• RECORDS PROVIDED
* * *
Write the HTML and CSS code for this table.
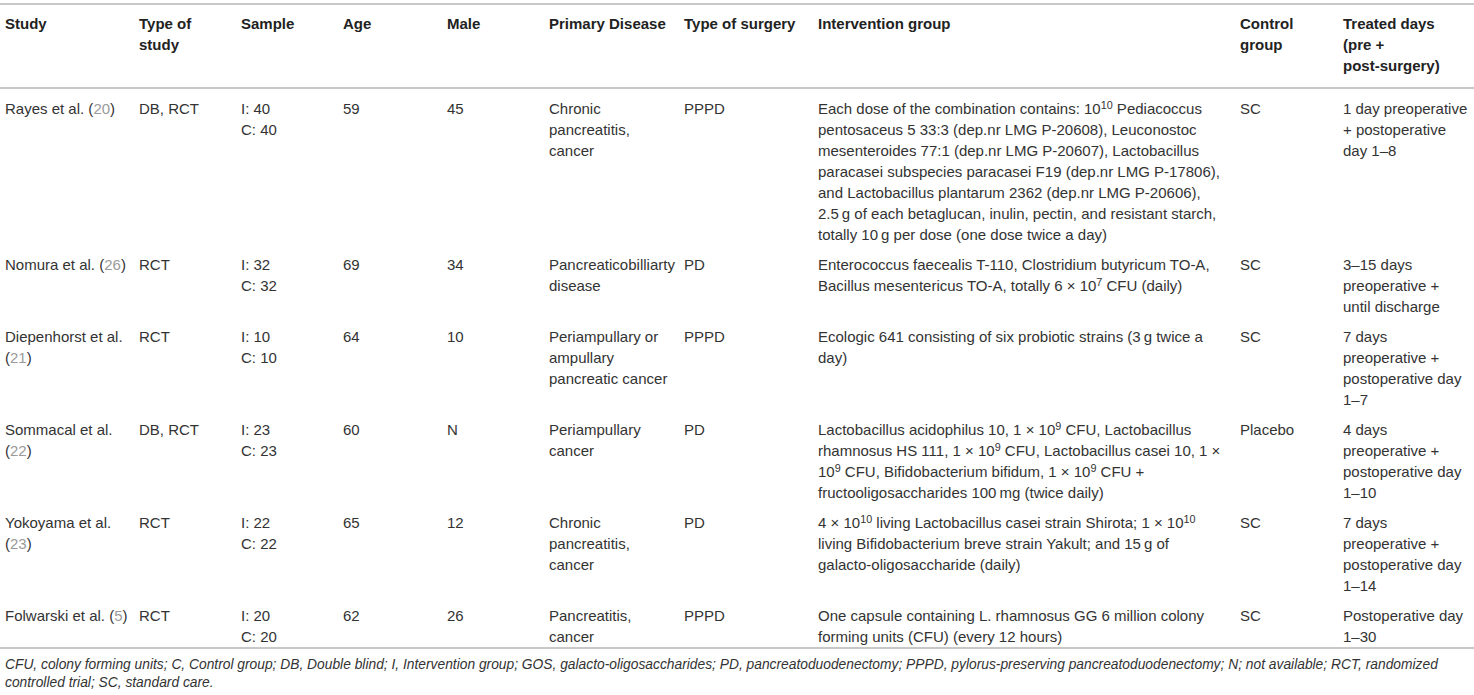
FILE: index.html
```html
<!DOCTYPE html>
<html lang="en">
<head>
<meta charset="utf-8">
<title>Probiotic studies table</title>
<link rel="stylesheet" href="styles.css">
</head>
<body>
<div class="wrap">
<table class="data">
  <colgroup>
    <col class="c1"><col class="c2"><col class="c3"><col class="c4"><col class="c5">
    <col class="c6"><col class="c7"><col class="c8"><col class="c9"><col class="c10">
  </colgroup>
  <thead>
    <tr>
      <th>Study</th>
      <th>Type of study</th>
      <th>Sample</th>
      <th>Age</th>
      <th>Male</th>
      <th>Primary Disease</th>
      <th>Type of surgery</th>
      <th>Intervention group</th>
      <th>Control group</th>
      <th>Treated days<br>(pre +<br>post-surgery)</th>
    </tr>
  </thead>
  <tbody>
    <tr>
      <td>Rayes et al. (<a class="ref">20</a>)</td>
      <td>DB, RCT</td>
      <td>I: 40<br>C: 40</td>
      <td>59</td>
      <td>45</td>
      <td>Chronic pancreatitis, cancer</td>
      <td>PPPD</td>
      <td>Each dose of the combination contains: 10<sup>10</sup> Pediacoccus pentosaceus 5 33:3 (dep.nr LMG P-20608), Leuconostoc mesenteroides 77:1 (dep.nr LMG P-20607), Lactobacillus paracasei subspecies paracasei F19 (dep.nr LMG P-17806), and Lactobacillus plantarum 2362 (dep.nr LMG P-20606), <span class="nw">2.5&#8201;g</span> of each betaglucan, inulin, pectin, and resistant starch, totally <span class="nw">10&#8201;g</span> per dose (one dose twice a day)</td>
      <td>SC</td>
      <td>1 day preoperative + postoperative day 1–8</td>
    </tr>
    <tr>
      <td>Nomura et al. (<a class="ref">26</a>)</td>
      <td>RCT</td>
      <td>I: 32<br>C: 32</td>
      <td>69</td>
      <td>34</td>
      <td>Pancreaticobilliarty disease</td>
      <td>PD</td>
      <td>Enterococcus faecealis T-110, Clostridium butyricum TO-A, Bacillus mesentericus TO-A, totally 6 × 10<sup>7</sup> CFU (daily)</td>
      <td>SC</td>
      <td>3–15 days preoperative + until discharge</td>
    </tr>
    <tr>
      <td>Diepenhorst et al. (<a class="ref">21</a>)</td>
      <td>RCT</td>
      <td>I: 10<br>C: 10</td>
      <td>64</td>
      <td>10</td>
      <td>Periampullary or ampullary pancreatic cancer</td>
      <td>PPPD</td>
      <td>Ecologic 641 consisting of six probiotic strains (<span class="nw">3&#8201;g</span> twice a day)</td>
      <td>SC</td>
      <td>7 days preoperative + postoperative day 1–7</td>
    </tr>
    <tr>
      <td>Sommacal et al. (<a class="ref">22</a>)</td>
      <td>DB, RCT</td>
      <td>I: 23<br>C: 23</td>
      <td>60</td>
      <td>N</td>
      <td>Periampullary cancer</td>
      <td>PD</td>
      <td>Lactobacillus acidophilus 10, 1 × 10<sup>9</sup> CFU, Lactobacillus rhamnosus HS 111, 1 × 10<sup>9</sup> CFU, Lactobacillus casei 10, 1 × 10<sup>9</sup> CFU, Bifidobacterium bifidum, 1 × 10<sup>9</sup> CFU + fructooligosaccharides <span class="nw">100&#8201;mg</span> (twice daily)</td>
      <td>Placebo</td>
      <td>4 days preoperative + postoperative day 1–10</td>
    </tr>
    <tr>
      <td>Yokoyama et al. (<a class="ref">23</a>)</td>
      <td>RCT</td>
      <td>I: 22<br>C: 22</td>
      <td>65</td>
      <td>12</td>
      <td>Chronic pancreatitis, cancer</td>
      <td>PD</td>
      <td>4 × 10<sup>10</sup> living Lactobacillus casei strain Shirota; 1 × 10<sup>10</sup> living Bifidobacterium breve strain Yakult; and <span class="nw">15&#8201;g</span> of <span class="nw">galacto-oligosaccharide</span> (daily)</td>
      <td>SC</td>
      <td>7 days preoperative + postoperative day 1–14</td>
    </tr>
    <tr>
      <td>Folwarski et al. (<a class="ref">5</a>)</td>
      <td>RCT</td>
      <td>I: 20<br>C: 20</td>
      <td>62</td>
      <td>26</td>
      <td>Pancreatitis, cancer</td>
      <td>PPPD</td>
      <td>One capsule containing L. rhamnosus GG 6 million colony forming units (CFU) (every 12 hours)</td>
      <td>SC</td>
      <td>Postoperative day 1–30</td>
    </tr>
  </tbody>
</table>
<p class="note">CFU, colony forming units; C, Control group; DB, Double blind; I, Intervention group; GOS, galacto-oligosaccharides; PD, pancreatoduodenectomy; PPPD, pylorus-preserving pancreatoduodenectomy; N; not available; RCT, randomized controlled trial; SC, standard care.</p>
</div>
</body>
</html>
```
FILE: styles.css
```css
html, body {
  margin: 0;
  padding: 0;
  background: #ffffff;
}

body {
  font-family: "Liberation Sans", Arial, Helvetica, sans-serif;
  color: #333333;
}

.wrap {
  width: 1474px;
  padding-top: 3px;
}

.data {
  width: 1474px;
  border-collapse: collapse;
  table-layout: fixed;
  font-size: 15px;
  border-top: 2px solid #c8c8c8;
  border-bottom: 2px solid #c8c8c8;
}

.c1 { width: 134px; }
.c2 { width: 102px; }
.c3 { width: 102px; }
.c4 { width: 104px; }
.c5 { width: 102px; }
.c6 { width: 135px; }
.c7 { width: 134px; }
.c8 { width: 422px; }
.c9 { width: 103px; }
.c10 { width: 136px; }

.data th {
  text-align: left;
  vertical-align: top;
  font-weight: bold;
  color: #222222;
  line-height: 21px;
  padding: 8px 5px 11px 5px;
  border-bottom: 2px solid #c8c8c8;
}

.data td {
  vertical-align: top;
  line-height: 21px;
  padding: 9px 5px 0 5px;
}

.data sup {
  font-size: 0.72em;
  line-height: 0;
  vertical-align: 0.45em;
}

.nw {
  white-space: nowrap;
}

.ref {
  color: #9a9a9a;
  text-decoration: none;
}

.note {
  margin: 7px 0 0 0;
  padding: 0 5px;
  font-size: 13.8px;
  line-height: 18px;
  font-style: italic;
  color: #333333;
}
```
* * *
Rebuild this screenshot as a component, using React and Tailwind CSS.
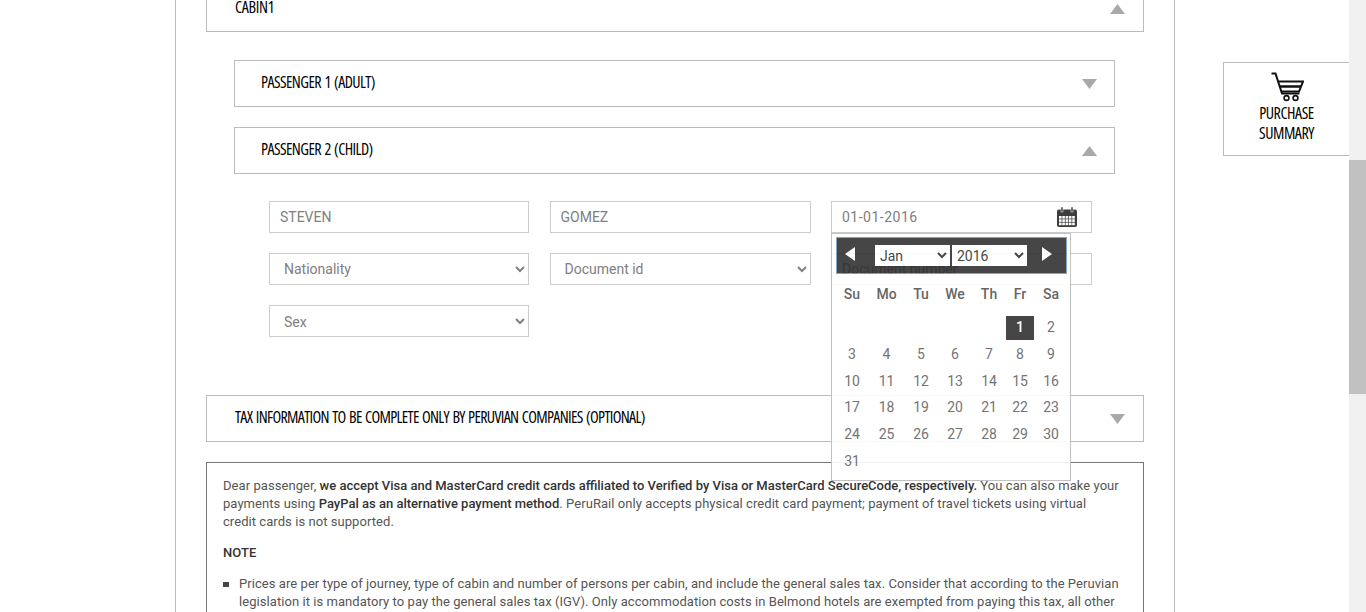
* * *
• THE PROBLEM
Examine the entries and report how many of their lines contain the string "this", giving no more than the number.

• REPLY TO THE TASK
2